Biophysically inspired mean-field model of neuronal populations driven by ion exchange mechanisms

Reviewer #1 (Public review):

Summary:

In this manuscript, the authors derive a mean-field model for a network of Hodgkin-Huxley neurons retaining the equations for ion exchange between the intracellular and extracellular space.

The mean-field model derived in this work relies on approximations and heuristic arguments that, on the one hand, allow a closed-form derivation of the mean-field equations, and on the other hand restrict its validity to a limited regime of activity corresponding to quasi-synchronous neuronal populations. Therefore, rather than an exact mean-field representation, the model provides a description of a mesoscopic population of connected neurons driven by ion exchange dynamics.

Strengths:

The idea of deriving a mean-field model that relates the slow-timescale biophysical mechanism of ion exchange and transportation in the brain to the fast-timescale electrical activities of large neuronal ensembles.

Weaknesses:

The idea underlying this work is not completely implemented in practice.

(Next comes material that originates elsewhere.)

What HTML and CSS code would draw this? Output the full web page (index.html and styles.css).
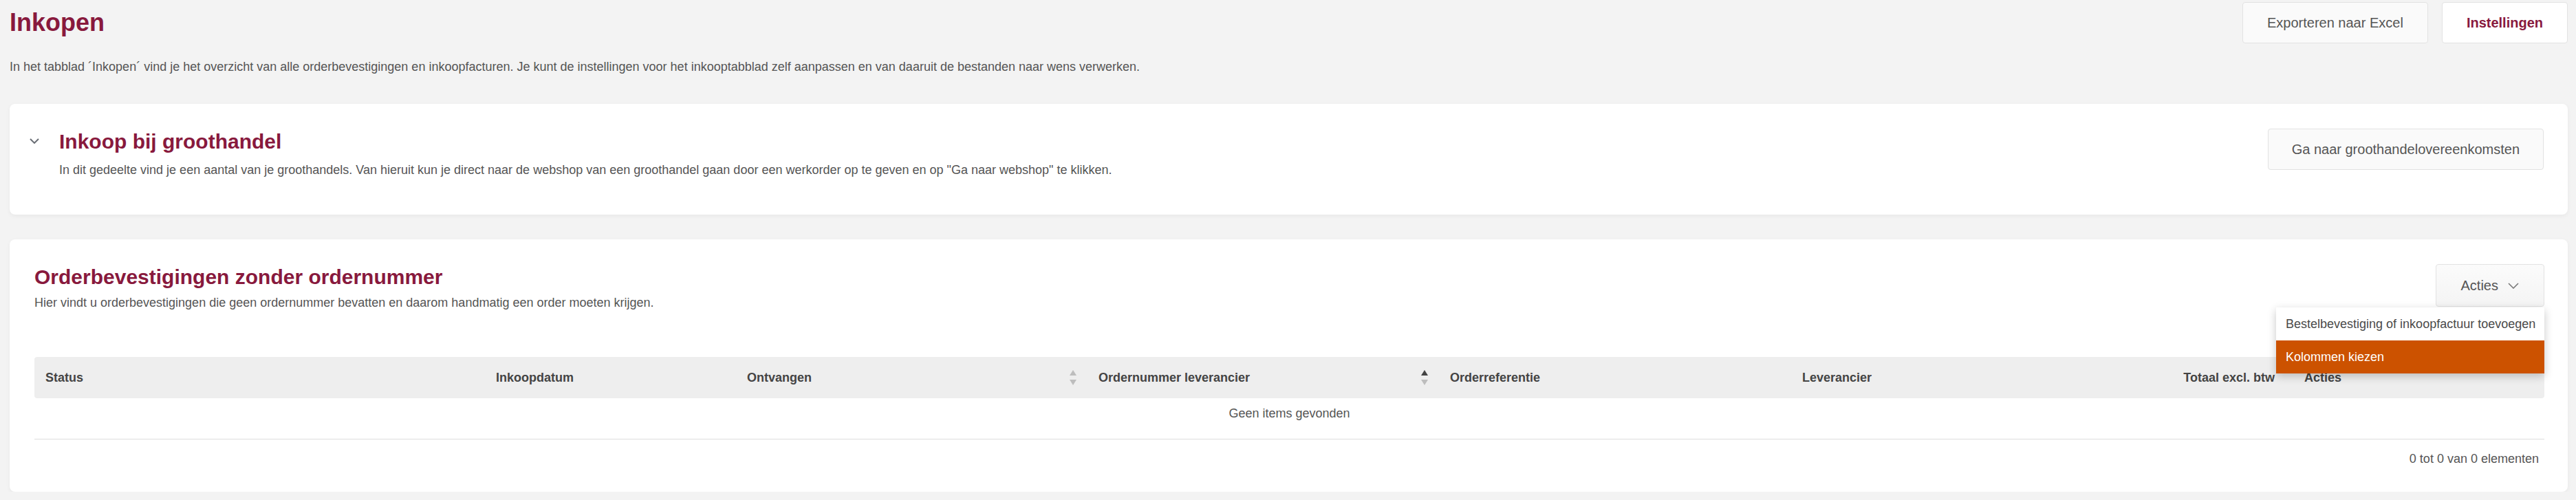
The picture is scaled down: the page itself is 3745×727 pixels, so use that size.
FILE: index.html
```html
<!DOCTYPE html>
<html lang="nl">
<head>
  <meta charset="UTF-8" />
  <title>Inkopen</title>
  <link rel="stylesheet" href="styles.css">
</head>
<body>
  <!-- PAGE HEADER -->
  <header class="page-head">
    <h1>Inkopen</h1>
    <div class="head-actions">
      <button class="btn">Exporteren naar Excel</button>
      <button class="btn btn-primary">Instellingen</button>
    </div>
  </header>
  <p class="intro">In het tabblad ´Inkopen´ vind je het overzicht van alle orderbevestigingen en inkoopfacturen. Je kunt de instellingen voor het inkooptabblad zelf aanpassen en van daaruit de bestanden naar wens verwerken.</p>

  <!-- WHOLESALE -->
  <section class="card card-wholesale">
    <span class="toggle">
      <svg width="14" height="8" viewBox="0 0 14 8"><polyline points="1,1 7,7 13,1" fill="none" stroke="#6b6f76" stroke-width="2" /></svg>
    </span>
    <div class="card-text">
      <h2>Inkoop bij groothandel</h2>
      <p>In dit gedeelte vind je een aantal van je groothandels. Van hieruit kun je direct naar de webshop van een groothandel gaan door een werkorder op te geven en op "Ga naar webshop" te klikken.</p>
    </div>
    <button class="btn btn-wide">Ga naar groothandelovereenkomsten</button>
  </section>

  <!-- ORDERS WITHOUT NUMBER -->
  <section class="card card-orders">
    <div class="card-head">
      <div class="card-text">
        <h2>Orderbevestigingen zonder ordernummer</h2>
        <p>Hier vindt u orderbevestigingen die geen ordernummer bevatten en daarom handmatig een order moeten krijgen.</p>
      </div>
      <div class="dropdown">
        <button class="btn btn-menu">Acties
          <svg width="16" height="9" viewBox="0 0 16 9"><polyline points="1,1 8,8 15,1" fill="none" stroke="#7a7a7a" stroke-width="1.6" /></svg>
        </button>
        <ul class="dropdown-menu">
          <li>Bestelbevestiging of inkoopfactuur toevoegen</li>
          <li class="active">Kolommen kiezen</li>
        </ul>
      </div>
    </div>

    <table class="grid">
      <colgroup>
        <col style="width:655px"><col style="width:365px"><col style="width:511px"><col style="width:511px">
        <col style="width:512px"><col style="width:512px"><col style="width:218px"><col style="width:365px">
      </colgroup>
      <thead>
        <tr>
          <th>Status</th>
          <th>Inkoopdatum</th>
          <th><div class="sortable">Ontvangen
            <svg class="sort" width="10" height="22" viewBox="0 0 10 22"><polygon points="5,0 10,8 0,8" fill="#bdbdbd" /><polygon points="0,14 10,14 5,22" fill="#bdbdbd" /></svg>
          </div></th>
          <th><div class="sortable">Ordernummer leverancier
            <svg class="sort" width="10" height="22" viewBox="0 0 10 22"><polygon points="5,0 10,8 0,8" fill="#444" /><polygon points="0,14 10,14 5,22" fill="#bdbdbd" /></svg>
          </div></th>
          <th>Orderreferentie</th>
          <th>Leverancier</th>
          <th class="num">Totaal excl. btw</th>
          <th>Acties</th>
        </tr>
      </thead>
      <tbody>
        <tr>
          <td colspan="8" class="empty">Geen items gevonden</td>
        </tr>
      </tbody>
    </table>
    <div class="grid-footer">0 tot 0 van 0 elementen</div>
  </section>
</body>
</html>
```

FILE: styles.css
```css
body {
  margin: 0;
  padding: 0 12px 0 14px;
  background: #f3f3f3;
  font-family: 'Liberation Sans', Arial, sans-serif;
  color: #555;
}

.page-head {
  display: flex;
  justify-content: space-between;
  align-items: flex-start;
  padding-top: 3px;
}

h1 {
  margin: 9px 0 0;
  font-size: 36px;
  line-height: 41px;
  color: #88193d;
}

.head-actions {
  display: flex;
  gap: 20px;
}

.btn {
  height: 60px;
  padding: 0 35px;
  font-family: inherit;
  font-size: 20px;
  color: #555;
  background: #fafafa;
  border: 1px solid #e2e2e2;
  border-radius: 4px;
  cursor: pointer;
}

.btn-primary {
  background: #fff;
  color: #88193d;
  font-weight: bold;
}

.intro {
  margin: 24px 0 0;
  font-size: 18px;
}

.card {
  background: #fff;
  border-radius: 8px;
  box-shadow: 0 2px 6px rgba(0, 0, 0, 0.05);
}

.card h2 {
  margin: 2px 0 0;
  font-size: 30px;
  color: #88193d;
}

.card p {
  margin: 14px 0 0;
  font-size: 18px;
}

/* wholesale card */
.card-wholesale {
  display: flex;
  align-items: flex-start;
  margin-top: 43px;
  padding: 36px 35px 54px 29px;
}

.toggle {
  display: flex;
  margin: 14px 29px 0 0;
}

.btn-wide {
  margin-left: auto;
  padding: 0 34px;
}

/* orders card */
.card-orders {
  margin-top: 36px;
  padding: 36px 34px 37px 36px;
}

.card-orders p {
  margin-top: 10px;
}

.card-head {
  display: flex;
  justify-content: space-between;
  align-items: flex-start;
}

.dropdown {
  position: relative;
}

.btn-menu {
  height: 62px;
  display: flex;
  align-items: center;
  gap: 14px;
  padding: 0 36px;
  background: linear-gradient(#fbfbfb, #f4f4f4);
}

.dropdown-menu {
  position: absolute;
  top: 63px;
  right: 0;
  width: 390px;
  margin: 0;
  padding: 0;
  list-style: none;
  background: #fff;
  box-shadow: 0 4px 12px rgba(0, 0, 0, 0.22);
  z-index: 10;
}

.dropdown-menu li {
  height: 48px;
  line-height: 48px;
  padding: 0 14px;
  font-size: 18px;
  color: #4a4a4a;
  white-space: nowrap;
}

.dropdown-menu li.active {
  background: #cc5200;
  color: #fff;
}

.grid {
  width: 100%;
  margin-top: 68px;
  border-collapse: separate;
  border-spacing: 0;
  table-layout: fixed;
}

.grid th {
  height: 60px;
  padding: 0 16px;
  background: #eee;
  font-size: 18px;
  color: #444;
  text-align: left;
}

.grid th:first-child {
  border-radius: 4px 0 0 4px;
}

.grid th:last-child {
  border-radius: 0 4px 4px 0;
}

.grid th.num {
  padding-right: 27px;
  text-align: right;
}

.sortable {
  display: flex;
  align-items: center;
}

.sort {
  margin-left: auto;
}

.grid td.empty {
  padding: 12px 16px 26px;
  text-align: center;
  font-size: 18px;
  color: #555;
  border-bottom: 1px solid #ddd;
}

.grid-footer {
  padding: 18px 8px 0;
  text-align: right;
  font-size: 18px;
}
```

The derived mean field model does not show a one-to-one correspondence with the neural network simulations, except in strongly synchronous regimes. The agreement with the in vitro experiment is hardly evident, both for the mean-field model and for the network model. The assumptions made to derive the closed-form equations of the mean-field model have not been justified by any biological reason, they just allow for the mathematical derivation. The final form of the mean-field equations does not clarify whether or not microscopic variables are used together with macroscopic variables in an inconsistent mixture.

Reviewer #2 (Public review):

Summary:

The authors aim to develop a neural mass model characterized by a few collective variables mimicking the dynamics of a network of Hodgkin - Huxley neurons encompassing ion-exchange mechanisms. They describe in detail the derivation of the mean-field model, then they compare experimental results obtained for the hippocampus of a mouse with the neural network simulations and the mean-field results. Furthermore, they report a bifurcation analysis of the developed model and simulation of a small network containing various coupled neural masses, somehow moving towards the simulation of an entire connectome.

Strengths:

The author attempts to develop a mean-field model for a globally coupled network of heterogeneous Hodgkin-Huxley neurons with an explicit ion exchange mechanism between the cell interior and exterior.

Weaknesses:

(1) It seems that the reduction methodology that is employed is not the most suitable one for the single-neuron model they are considering.
(2) The authors' derivation of the neural mass model is based on several assumptions, and not all well justified.
(3) The formulation of the mean-field derivation is unnecessarily complicated. It could be heavily simplified by following previously published approaches to derive biologically realistic neural masses.
(4) The model seems to work only for highly synchronized situations and not for the standard asynchronous evolution usually observed in neural circuits.

General Statements:

The authors honestly declared the many limitations of their approach. It is assumed that the results of the mean-field are somehow inconsistent with the neural network simulations as expected.

The authors suggest employing this model for the simulations on the whole connectome to follow seizure propagation, however, I believe that the Epileptor remains superior in this respect to this model. That indeed includes biophysical parameters but their correspondence with the ones employed in the network dynamics remains elusive, due to the many assumptions required to derive this mean-field model. Furthermore, it is more complicated than the Epileptor, I do not think that the present model will be largely employed by the community.